Well I cheated and used a quadratic solver off the internet, but yeah, same method. I wish I'd thought of doing the quadratic that way. S1 is such a *****
16. (Original post by Straight up G)
Dyou think what else I've done is correct?
I agreed with the first part of the question that P(Jenny succeeds) = 0.88
I didn't quite get what you did for the second bit though, but I have come up with a way of doing it (see above).

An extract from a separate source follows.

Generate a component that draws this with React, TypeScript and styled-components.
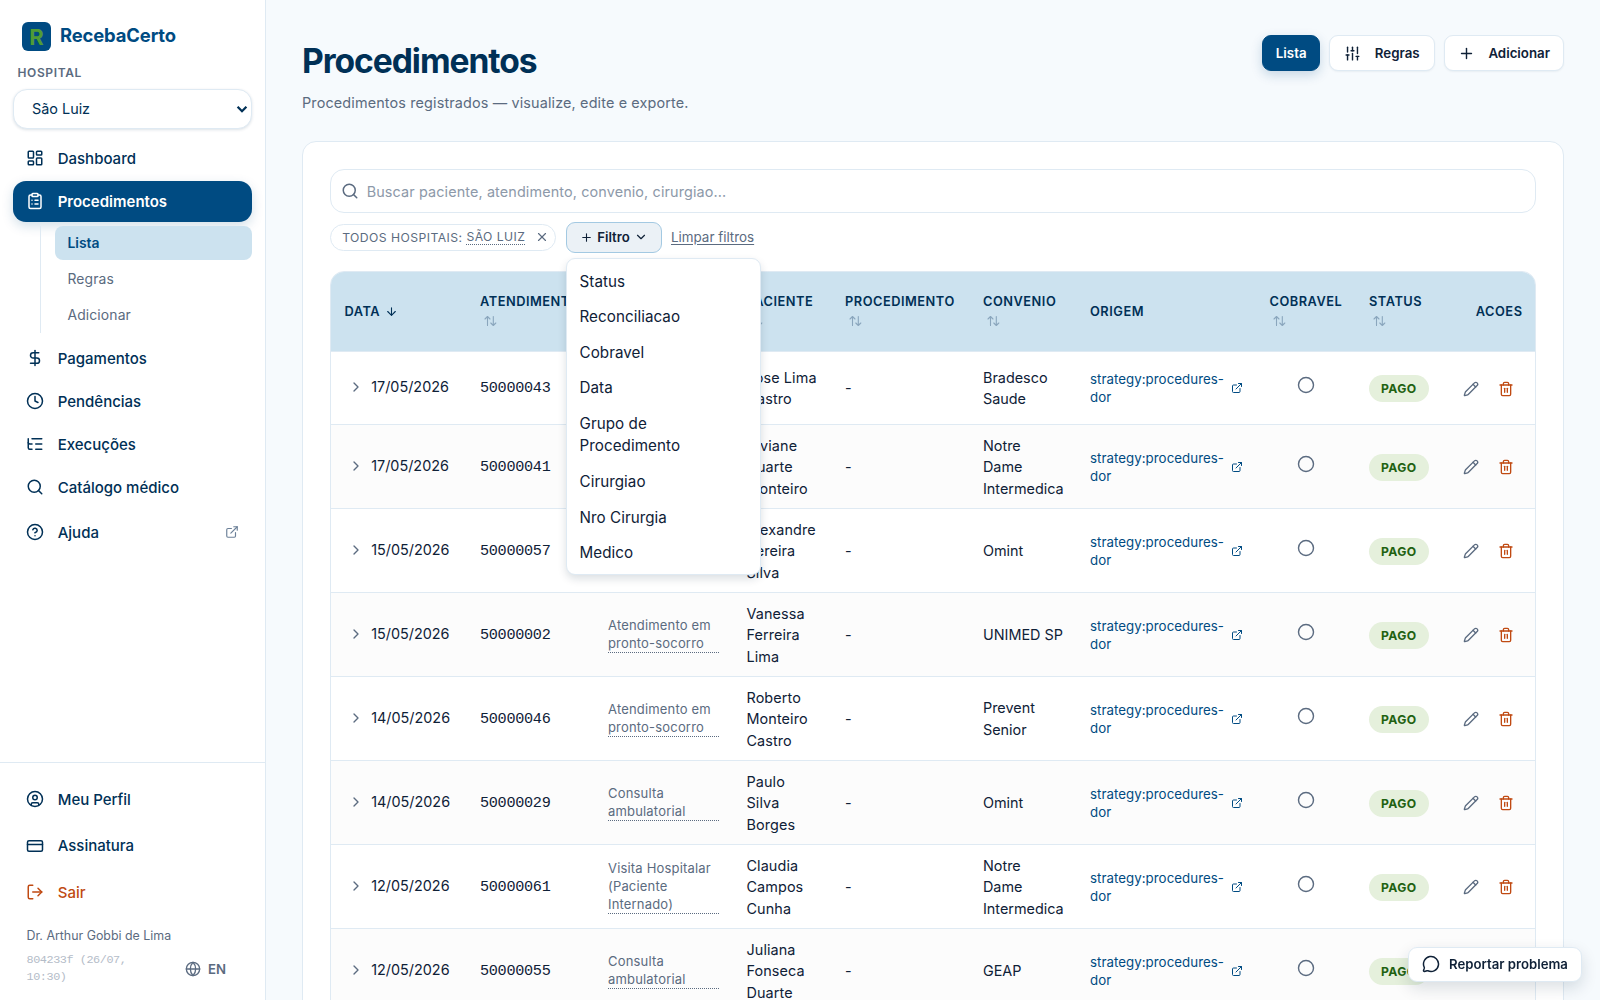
import React from "react";
import styled, { createGlobalStyle, css } from "styled-components";
import {
  ArrowDown,
  ChevronDown,
  ChevronRight,
  CircleHelp,
  CircleUser,
  Circle,
  ClipboardList,
  Clock,
  CreditCard,
  DollarSign,
  ExternalLink,
  Globe,
  LayoutDashboard,
  ListTree,
  LogOut,
  MessageCircle,
  Pencil,
  Plus,
  Search,
  SlidersVertical,
  Trash2,
  X,
} from "lucide-react";

const c = {
  navy: "#003056",
  ink: "#0f2137",
  primary: "#004b82",
  sky: "#cce2ef",
  line: "#dfeaf3",
  muted: "#5b6b80",
  rust: "#c04a12",
};

const GlobalStyle = createGlobalStyle`
  * { box-sizing: border-box; }
  body {
    margin: 0;
    background: #f6fafd;
    color: ${c.ink};
    font-family: Inter, "Liberation Sans", sans-serif;
    font-size: 16px;
    height: 1000px;
    overflow: hidden;
  }
  button, select, input { font: inherit; letter-spacing: inherit; color: inherit; }
  svg { flex: none; }
`;

const Shell = styled.div`
  display: flex;
  height: 1000px;
  overflow: hidden;
`;

/* ---------- sidebar ---------- */

const Sidebar = styled.aside`
  width: 266.4px;
  flex: none;
  background: #fff;
  border-right: 1px solid ${c.line};
  display: flex;
  flex-direction: column;
  color: ${c.navy};
`;

const SideTop = styled.div`
  flex: 1;
  padding: 22px 13.4px 0 13px;
`;

const Brand = styled.div`
  display: flex;
  align-items: center;
  gap: 9px;
  padding-left: 9px;
  height: 29px;
  font-size: 18.4px;
  font-weight: 700;
  letter-spacing: -0.12px;
  color: ${c.primary};
`;

const BrandMark = styled.span`
  width: 29px;
  height: 29px;
  border-radius: 6px;
  background: ${c.primary};
  color: #4f9c35;
  font-size: 22px;
  font-weight: 700;
  letter-spacing: 0;
  display: grid;
  place-items: center;
`;

const BrandName = styled.span`
  padding-bottom: 3px;
`;

const SideLabel = styled.div`
  margin: 13px 0 8px 4.5px;
  height: 17px;
  line-height: 17px;
  font-size: 12px;
  font-weight: 600;
  letter-spacing: 0.62px;
  color: ${c.muted};
`;

const SelectWrap = styled.div`
  position: relative;
  svg {
    position: absolute;
    right: 3px;
    top: 15px;
    pointer-events: none;
  }
`;

const HospitalSelect = styled.select`
  appearance: none;
  display: block;
  width: 239px;
  height: 40px;
  padding: 0 0 2px 18px;
  border: 1px solid ${c.line};
  border-radius: 14px;
  background: #fff;
  color: ${c.navy};
  font-size: 14.4px;
  box-shadow: 0 1px 3px rgba(0, 48, 86, 0.14);
`;

const Nav = styled.nav`
  display: flex;
  flex-direction: column;
  gap: 2.6px;
  padding-top: 9px;
`;

const NavItem = styled.a<{ $active?: boolean; $danger?: boolean; $h?: number }>`
  display: flex;
  align-items: center;
  gap: 13.5px;
  height: ${(p) => p.$h ?? 40.5}px;
  padding: 0 13.5px 0 13.2px;
  border-radius: 13px;
  font-size: 15px;
  font-weight: 500;
  color: ${(p) => (p.$danger ? c.rust : c.navy)};
  ${(p) =>
    p.$active &&
    css`
      background: ${c.primary};
      color: #fff;
      font-weight: 600;
      box-shadow: 0 4px 12px rgba(0, 75, 130, 0.18);
    `}
`;

const NavTail = styled.span`
  margin-left: auto;
  display: flex;
  color: #6c8098;
`;

const SubNav = styled.div`
  margin: 2px 0 2px 27px;
  padding-left: 13.5px;
  border-left: 1px solid ${c.line};
  display: flex;
  flex-direction: column;
  gap: 2.6px;
  height: 107px;
`;

const SubItem = styled.a<{ $active?: boolean }>`
  display: flex;
  align-items: center;
  height: 33.4px;
  padding: 0 13px;
  border-radius: 8px;
  font-size: 13.9px;
  letter-spacing: 0.12px;
  color: ${c.muted};
  ${(p) =>
    p.$active &&
    css`
      background: ${c.sky};
      color: ${c.primary};
      font-weight: 600;
      letter-spacing: 0;
    `}
`;

const SideBottom = styled.div`
  height: 238px;
  border-top: 1px solid ${c.line};
  padding: 13px 13.4px 0 13px;
`;

const UserName = styled.div`
  margin: 10px 0 0 13.5px;
  height: 20px;
  line-height: 20px;
  font-size: 12.4px;
  color: ${c.muted};
`;

const BuildRow = styled.div`
  display: flex;
  align-items: center;
  padding: 6px 13px 0 13.5px;
`;

const Build = styled.span`
  width: 130px;
  font-family: "Liberation Mono", monospace;
  font-size: 11.8px;
  letter-spacing: -0.42px;
  line-height: 17px;
  color: #b4bcc8;
`;

const Lang = styled.span`
  display: flex;
  align-items: center;
  gap: 7px;
  margin-left: 28.5px;
  font-size: 13.2px;
  font-weight: 600;
  color: ${c.muted};
`;

/* ---------- page ---------- */

const Page = styled.main`
  flex: 1;
  min-width: 0;
  padding: 35px 36px 0 35.6px;
`;

const PageHead = styled.header`
  display: flex;
  justify-content: space-between;
  align-items: flex-start;
  height: 106px;
`;

const Title = styled.h1`
  margin: 0;
  padding-top: 5px;
  font-size: 33.6px;
  line-height: 42px;
  font-weight: 700;
  letter-spacing: -1.04px;
  color: ${c.navy};
`;

const Subtitle = styled.p`
  margin: 9px 0 0;
  line-height: 24px;
  font-size: 14.4px;
  letter-spacing: 0.144px;
  color: ${c.muted};
`;

const HeadActions = styled.div`
  display: flex;
  gap: 9px;
`;

const HeadButton = styled.button<{ $primary?: boolean; $pad?: number }>`
  display: flex;
  align-items: center;
  gap: 13.6px;
  height: 36px;
  padding: 0 ${(p) => p.$pad ?? 13}px;
  border: 1px solid ${(p) => (p.$primary ? c.primary : c.line)};
  border-radius: 9px;
  background: ${(p) => (p.$primary ? c.primary : "#fff")};
  color: ${(p) => (p.$primary ? "#fff" : c.ink)};
  font-size: 13.3px;
  font-weight: 600;
  box-shadow: ${(p) =>
    p.$primary ? "0 4px 12px rgba(0, 75, 130, 0.2)" : "0 1px 2px rgba(0, 48, 86, 0.06)"};
`;

const Card = styled.section`
  border: 1px solid ${c.line};
  border-radius: 14px;
  background: #fff;
  padding: 27px;
  height: 1100px;
`;

const SearchBox = styled.div`
  display: flex;
  align-items: center;
  gap: 7.5px;
  height: 44px;
  padding: 0 10.2px;
  border: 1px solid ${c.line};
  border-radius: 14px;
  color: ${c.muted};
`;

const SearchInput = styled.input`
  flex: 1;
  border: 0;
  padding: 0;
  outline: 0;
  background: none;
  font-size: 14.4px;
  letter-spacing: 0.12px;
  &::placeholder { color: #8d99a9; }
`;

const FilterRow = styled.div`
  display: flex;
  align-items: center;
  height: 32px;
  margin: 8px 0 18px;
`;

const Chip = styled.span`
  display: flex;
  align-items: center;
  height: 27px;
  width: 226px;
  padding: 0 6px 0 11.2px;
  border: 1px solid ${c.line};
  border-radius: 14px;
  font-size: 12.2px;
  letter-spacing: 0.44px;
  color: ${c.muted};
  white-space: pre;
  svg { margin-left: auto; }
`;

const ChipValue = styled.span`
  border-bottom: 1px dotted ${c.muted};
  line-height: 14px;
`;

const FilterAnchor = styled.div`
  position: relative;
  margin: 0 9px 0 10px;
`;

const FilterButton = styled.button`
  display: flex;
  align-items: center;
  justify-content: center;
  gap: 4.5px;
  width: 96px;
  height: 31px;
  padding: 0;
  border: 1px solid #a3c9e2;
  border-radius: 9px;
  background: #ebf1f6;
  font-size: 13.2px;
  font-weight: 600;
`;

const Menu = styled.div`
  position: absolute;
  z-index: 5;
  top: 36px;
  left: 0;
  width: 195px;
  height: 317px;
  padding: 5.5px 0;
  border: 1px solid ${c.line};
  border-radius: 9px;
  background: #fff;
  box-shadow: 0 4px 8px rgba(0, 32, 60, 0.14);
`;

const MenuItem = styled.div`
  padding: 6.6px 50px 6.6px 12.5px;
  font-size: 15.2px;
  letter-spacing: 0.06px;
  line-height: 22.4px;
`;

const ClearLink = styled.a`
  font-size: 13.4px;
  text-decoration: underline;
  text-underline-offset: 2px;
  color: ${c.muted};
`;

const TableFrame = styled.div`
  border: 1px solid ${c.line};
  border-radius: 14px 14px 0 0;
  overflow: hidden;
`;

const Table = styled.table`
  width: 100%;
  table-layout: fixed;
  border-collapse: separate;
  border-spacing: 0;
`;

const HeadCell = styled.th<{ $right?: boolean }>`
  height: 79px;
  padding: 0 13.5px;
  background: ${c.sky};
  text-align: ${(p) => (p.$right ? "right" : "left")};
  font-size: 12.8px;
  line-height: 20px;
  font-weight: 600;
  letter-spacing: 0.52px;
  color: ${c.navy};
  white-space: nowrap;
`;

const SortMark = styled.span<{ $active?: boolean }>`
  display: ${(p) => (p.$active ? "inline-flex" : "flex")};
  align-items: center;
  height: 20px;
  padding: ${(p) => (p.$active ? "0 0 0 5px" : "0 0 2px 4px")};
  vertical-align: top;
  color: ${(p) => (p.$active ? c.navy : "#8aa6bd")};
`;

const Row = styled.tr<{ $alt: boolean; $h: number }>`
  height: ${(p) => p.$h}px;
  background: ${(p) => (p.$alt ? "#fcfcfc" : "#fff")};
`;

const Cell = styled.td<{ $center?: boolean }>`
  padding: 0 13.5px;
  border-top: 1px solid ${c.line};
  vertical-align: middle;
  text-align: ${(p) => (p.$center ? "center" : "left")};
  font-size: 14.4px;
  letter-spacing: ${(p) => (p.$center ? 0 : 0.1)}px;
  line-height: 21.6px;
`;

const DateCell = styled.div`
  display: flex;
  align-items: center;
  gap: 7.5px;
  padding-left: 3.2px;
  margin-top: -2.5px;
  letter-spacing: 0;
  svg { color: ${c.muted}; }
`;

const Code = styled.span`
  font-family: "Liberation Mono", monospace;
  font-size: 15.2px;
  letter-spacing: -0.3px;
`;

const Plan = styled.div`
  letter-spacing: 0;
  margin-right: -8px;
`;

const Kind = styled.div`
  border-bottom: 1px dotted #5b6b80;
  font-size: 13px;
  letter-spacing: 0.18px;
  line-height: 18px;
  color: ${c.muted};
`;

const Origin = styled.a`
  display: flex;
  align-items: center;
  gap: 6.5px;
  width: 154px;
  font-size: 13.3px;
  letter-spacing: 0.04px;
  line-height: 18px;
  color: ${c.primary};
  span { width: 134.5px; }
`;

const Toggle = styled.span`
  display: inline-flex;
  padding-bottom: 1px;
  vertical-align: middle;
  margin-top: -7px;
  color: ${c.muted};
`;

const Badge = styled.span`
  display: inline-flex;
  align-items: center;
  height: 27px;
  margin-top: 1px;
  padding: 0 12px;
  border-radius: 14px;
  background: #e5f0dc;
  color: #1f6212;
  font-size: 12.2px;
  font-weight: 700;
  letter-spacing: 0.4px;
  vertical-align: middle;
`;

const RowActions = styled.div`
  display: flex;
  justify-content: flex-end;
  gap: 19.5px;
  padding: 1px 8px 0 0;
  color: ${c.muted};
  svg:last-child { color: ${c.rust}; }
`;

const ReportButton = styled.button`
  position: fixed;
  right: 18px;
  bottom: 18px;
  z-index: 10;
  display: flex;
  align-items: center;
  gap: 9px;
  width: 174px;
  height: 35px;
  padding: 0 13px 1px;
  border: 1px solid ${c.line};
  border-radius: 9px;
  background: #fff;
  font-size: 13.2px;
  font-weight: 600;
  white-space: nowrap;
  box-shadow: 0 6px 16px rgba(0, 32, 60, 0.14);
`;

/* ---------- data ---------- */

const mainNav = [
  { label: "Pagamentos", icon: DollarSign },
  { label: "Pendências", icon: Clock },
  { label: "Execuções", icon: ListTree },
  { label: "Catálogo médico", icon: Search },
];

const filters = [
  "Status",
  "Reconciliacao",
  "Cobravel",
  "Data",
  "Grupo de Procedimento",
  "Cirurgiao",
  "Nro Cirurgia",
  "Medico",
];

const columnWidths = [135.5, 128, 138.5, 98.5, 138, 107, 179.5, 99.5, 86, 94.5];

const columns = ["ATENDIMENTO", "TIPO", "PACIENTE", "PROCEDIMENTO", "CONVENIO"];

type Entry = {
  date: string;
  code: string;
  kind: string[];
  patient: string[];
  plan: string[];
  h: number;
};

const entries: Entry[] = [
  { date: "17/05/2026", code: "50000043", kind: [], patient: ["Jose Lima", "Castro"], plan: ["Bradesco", "Saude"], h: 73.4 },
  { date: "17/05/2026", code: "50000041", kind: [], patient: ["Viviane", "Duarte", "Monteiro"], plan: ["Notre", "Dame", "Intermedica"], h: 84 },
  { date: "15/05/2026", code: "50000057", kind: [], patient: ["Alexandre", "Pereira", "Silva"], plan: ["Omint"], h: 84 },
  { date: "15/05/2026", code: "50000002", kind: ["Atendimento em", "pronto-socorro"], patient: ["Vanessa", "Ferreira", "Lima"], plan: ["UNIMED SP"], h: 84 },
  { date: "14/05/2026", code: "50000046", kind: ["Atendimento em", "pronto-socorro"], patient: ["Roberto", "Monteiro", "Castro"], plan: ["Prevent", "Senior"], h: 84 },
  { date: "14/05/2026", code: "50000029", kind: ["Consulta", "ambulatorial"], patient: ["Paulo", "Silva", "Borges"], plan: ["Omint"], h: 84 },
  { date: "12/05/2026", code: "50000061", kind: ["Visita Hospitalar", "(Paciente", "Internado)"], patient: ["Claudia", "Campos", "Cunha"], plan: ["Notre", "Dame", "Intermedica"], h: 84 },
  { date: "12/05/2026", code: "50000055", kind: ["Consulta", "ambulatorial"], patient: ["Juliana", "Fonseca", "Duarte"], plan: ["GEAP"], h: 84 },
];

const Lines = ({ of }: { of: string[] }) => (
  <>
    {of.map((text, i) => (
      <React.Fragment key={text}>
        {i > 0 && <br />}
        {text}
      </React.Fragment>
    ))}
  </>
);

const SortIcon = () => (
  <svg width="13" height="12" viewBox="0 0 13 12" fill="none" stroke="currentColor" strokeWidth="1.1" strokeLinecap="round" strokeLinejoin="round">
    <path d="M3.5 10.5V1.5M1 4l2.5-2.5L6 4M9.3 1.5v9M6.8 8l2.5 2.5L11.8 8" />
  </svg>
);

const SelectArrow = () => (
  <svg width="14" height="10" viewBox="0 0 14 10" fill="none" stroke="currentColor" strokeWidth="2.3">
    <path d="M2.6 2.8 7 7.2l4.4-4.4" />
  </svg>
);

const SortableHead = ({ label }: { label: string }) => (
  <HeadCell>
    {label}
    <SortMark>
      <SortIcon />
    </SortMark>
  </HeadCell>
);

export default function App() {
  return (
    <>
      <GlobalStyle />
      <Shell>
        <Sidebar>
          <SideTop>
            <Brand>
              <BrandMark>R</BrandMark>
              <BrandName>RecebaCerto</BrandName>
            </Brand>
            <SideLabel>HOSPITAL</SideLabel>
            <SelectWrap>
              <HospitalSelect>
                <option>São Luiz</option>
              </HospitalSelect>
              <SelectArrow />
            </SelectWrap>
            <Nav>
              <NavItem>
                <LayoutDashboard size={18} />
                Dashboard
              </NavItem>
              <NavItem $active>
                <ClipboardList size={18} />
                Procedimentos
              </NavItem>
              <SubNav>
                <SubItem $active>Lista</SubItem>
                <SubItem>Regras</SubItem>
                <SubItem>Adicionar</SubItem>
              </SubNav>
              {mainNav.map(({ label, icon: Icon }) => (
                <NavItem key={label}>
                  <Icon size={18} />
                  {label}
                </NavItem>
              ))}
              <NavItem $h={44}>
                <CircleHelp size={18} />
                Ajuda
                <NavTail>
                  <ExternalLink size={14} />
                </NavTail>
              </NavItem>
            </Nav>
          </SideTop>
          <SideBottom>
            <NavItem $h={46.6}>
              <CircleUser size={18} />
              Meu Perfil
            </NavItem>
            <NavItem $h={46.6}>
              <CreditCard size={18} />
              Assinatura
            </NavItem>
            <NavItem $h={46.6} $danger>
              <LogOut size={18} />
              Sair
            </NavItem>
            <UserName>Dr. Arthur Gobbi de Lima</UserName>
            <BuildRow>
              <Build>
                804233f (26/07,
                <br />
                10:30)
              </Build>
              <Lang>
                <Globe size={16} />
                EN
              </Lang>
            </BuildRow>
          </SideBottom>
        </Sidebar>

        <Page>
          <PageHead>
            <div>
              <Title>Procedimentos</Title>
              <Subtitle>Procedimentos registrados — visualize, edite e exporte.</Subtitle>
            </div>
            <HeadActions>
              <HeadButton $primary $pad={12.5}>
                Lista
              </HeadButton>
              <HeadButton $pad={14.2}>
                <SlidersVertical size={17} />
                Regras
              </HeadButton>
              <HeadButton>
                <Plus size={17} />
                Adicionar
              </HeadButton>
            </HeadActions>
          </PageHead>

          <Card>
            <SearchBox>
              <Search size={18} />
              <SearchInput placeholder="Buscar paciente, atendimento, convenio, cirurgiao..." />
            </SearchBox>
            <FilterRow>
              <Chip>
                {"TODOS HOSPITAIS: "}
                <ChipValue>SÃO LUIZ</ChipValue>
                <X size={14} />
              </Chip>
              <FilterAnchor>
                <FilterButton>
                  <Plus size={13} />
                  Filtro
                  <ChevronDown size={14} />
                </FilterButton>
                <Menu>
                  {filters.map((name) => (
                    <MenuItem key={name}>{name}</MenuItem>
                  ))}
                </Menu>
              </FilterAnchor>
              <ClearLink>Limpar filtros</ClearLink>
            </FilterRow>

            <TableFrame>
              <Table>
                <colgroup>
                  {columnWidths.map((w, i) => (
                    <col key={i} width={w} />
                  ))}
                </colgroup>
                <thead>
                  <tr>
                    <HeadCell>
                      DATA
                      <SortMark $active>
                        <ArrowDown size={13} />
                      </SortMark>
                    </HeadCell>
                    {columns.map((label) => (
                      <SortableHead key={label} label={label} />
                    ))}
                    <HeadCell>ORIGEM</HeadCell>
                    <SortableHead label="COBRAVEL" />
                    <SortableHead label="STATUS" />
                    <HeadCell $right>ACOES</HeadCell>
                  </tr>
                </thead>
                <tbody>
                  {entries.map((e, i) => (
                    <Row key={e.code} $alt={i % 2 === 1} $h={e.h}>
                      <Cell>
                        <DateCell>
                          <ChevronRight size={16} />
                          {e.date}
                        </DateCell>
                      </Cell>
                      <Cell>
                        <Code>{e.code}</Code>
                      </Cell>
                      <Cell>
                        {e.kind.length > 0 && (
                          <Kind>
                            <Lines of={e.kind} />
                          </Kind>
                        )}
                      </Cell>
                      <Cell>
                        <Lines of={e.patient} />
                      </Cell>
                      <Cell>-</Cell>
                      <Cell>
                        <Plan>
                          <Lines of={e.plan} />
                        </Plan>
                      </Cell>
                      <Cell>
                        <Origin>
                          <span>
                            strategy:procedures-
                            <br />
                            dor
                          </span>
                          <ExternalLink size={12} />
                        </Origin>
                      </Cell>
                      <Cell $center>
                        <Toggle>
                          <Circle size={18} strokeWidth={1.9} />
                        </Toggle>
                      </Cell>
                      <Cell>
                        <Badge>PAGO</Badge>
                      </Cell>
                      <Cell>
                        <RowActions>
                          <Pencil size={16} />
                          <Trash2 size={16} />
                        </RowActions>
                      </Cell>
                    </Row>
                  ))}
                </tbody>
              </Table>
            </TableFrame>
          </Card>
        </Page>
      </Shell>
      <ReportButton>
        <MessageCircle size={18} />
        Reportar problema
      </ReportButton>
    </>
  );
}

17. (Original post by Straight up G)
basically what I got.
Well done G!
18. (Original post by Straight up G)
That leaves the roots as

1.17
and 0.3(00000000000000004).

So 0.3 for P
??

10p - 3 = 0
p = 3/10 = 0.3

10p - 17 = 0
p = 17/10 = 1.7 (not this root as it is more than 1, which is impossible for a probability)

Therefore p = 0.3
19. (Original post by Maths_Lover)
??

10p - 3 = 0
p = 3/10 = 0.3

10p - 17 = 0
p = 17/10 = 1.7 (not this root as it is more than 1, which is impossible for a probability)

Therefore p = 0.3
Aha, I used a quadratic solver, which gave the second root as 0.3000000000004, for some reason. Anyway, its all good.
20. (Original post by Legen...dary!!)
Well done G!
Haha
It's a big deal for me, I'm taking this exam in May.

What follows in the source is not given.